Some telcos might have been afraid of committing to fibre deployment due to the vast expense and potential shareholder backlash, but attitudes are changing.
Over the last few years the need to invest in fibre has become increasingly evident, though progress is incredibly varied. Forward-looking telcos, Orange for instance, have been pumping cash into fibre deployment for years, while stuttering operators such as BT and Deutsche Telekom has chosen alternative technologies in an incredibly short-sighted move, maybe satisfy the bloodhounds in the annual general meeting, and the rising demands of the consumer.
While technologies such as G.Fast or vectoring might be appealing to the accountants, with the gigabit-economy around the corner, the shortfall is starting to look quite obvious. What was initially sold as a cunning move now looks to be nothing more than delaying the inevitable, with the overall result a net loss. But with attitudes towards fibre changing, the intensity of fibre rollouts might just increase. And it isn’t a moment too soon.
“We’ve seen the evolution of fibre as an asset class which is becoming much more accepted and more confidence in the take up and monetization potential of fibre,” said Chris Hogg, Investment Director at Amber Infrastructure, speaking on a panel session at Broadband World Forum in Berlin. “As an investor, we are getting a lot more confidence in the ability of the market to maintain the uptake level. It becoming a lot more visible and a lot easier to have confidence in these projects.”
Hogg’s position does offer him considerable credibility in making such comments, though he does work for a fund which specifically targets infrastructure projects and companies. This might not be the common attitude amongst the investor community. Kate McKenzie, CEO of wholesale network operator Chorus, does however confirm his position.
“We have definitely seen a change,” said McKenzie. “When we first started investors were sceptical about market adoption, but now investors are asking how they can go faster with the rollout.”
The issues from yesteryear were relatively simple. With profits being squeezed at the telcos thanks to the intervention and disruption of the OTTs, shareholders asked whether such vast expenditure on fibre was necessary. Firstly, did the network need such a facelift when it is dealing with the demands of the 3G and 4G world, and secondly, would the consumer appetite for fibre be there? Some investors doubted the business case, and these are the telcos who are falling behind when it comes to fibre rollout.
But what has changed over the last couple of years? Firstly, the consumer has demonstrated he/she is prepared to pay more for fibre connectivity. Secondly, new services emerged (Netflix for example), and new segments grew substantially (gaming) pushing the networks to the limit. Finally, 5G. The first point demonstrated there would be buyers for the new products, while the latter two suggested telcos would not even be able to offer adequate services unless the money was spent.
The takeaway here is simple; spend or die. Unfortunately for those who are late to the party, expenditure will squeezed into a smaller timeframe, while they’ll be playing catch-up in the time consuming task.
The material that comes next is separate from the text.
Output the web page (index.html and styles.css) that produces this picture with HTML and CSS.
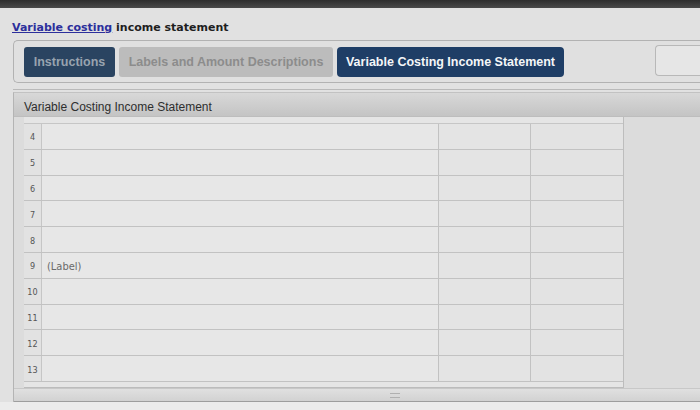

With 5G emerging, the investments in fibre become a little bit more palatable for investors however. With the incredible data rates promised with 5G, fibre is a necessity to ensure network performance. And while it might be able to act as a replacement for the last mile for broadband, fixed wireless access, the sites still need to be fibered up. It is as much an opportunity for connectivity as it is a threat to traditional broadband products.
“We’ll always need fibre to service the base stations,” said Dana Tobak, CEO of Hyperoptic, a UK fibre-to-the-premises broadband provider. “Some people think they’ll only need one connectivity technology in the future, but as our appetite grows, we’ll need more routes to the internet.”
For those investors who back fibre deployment plans over the years, well done. Those who were too timid, bad bet, there’s catching up to do now.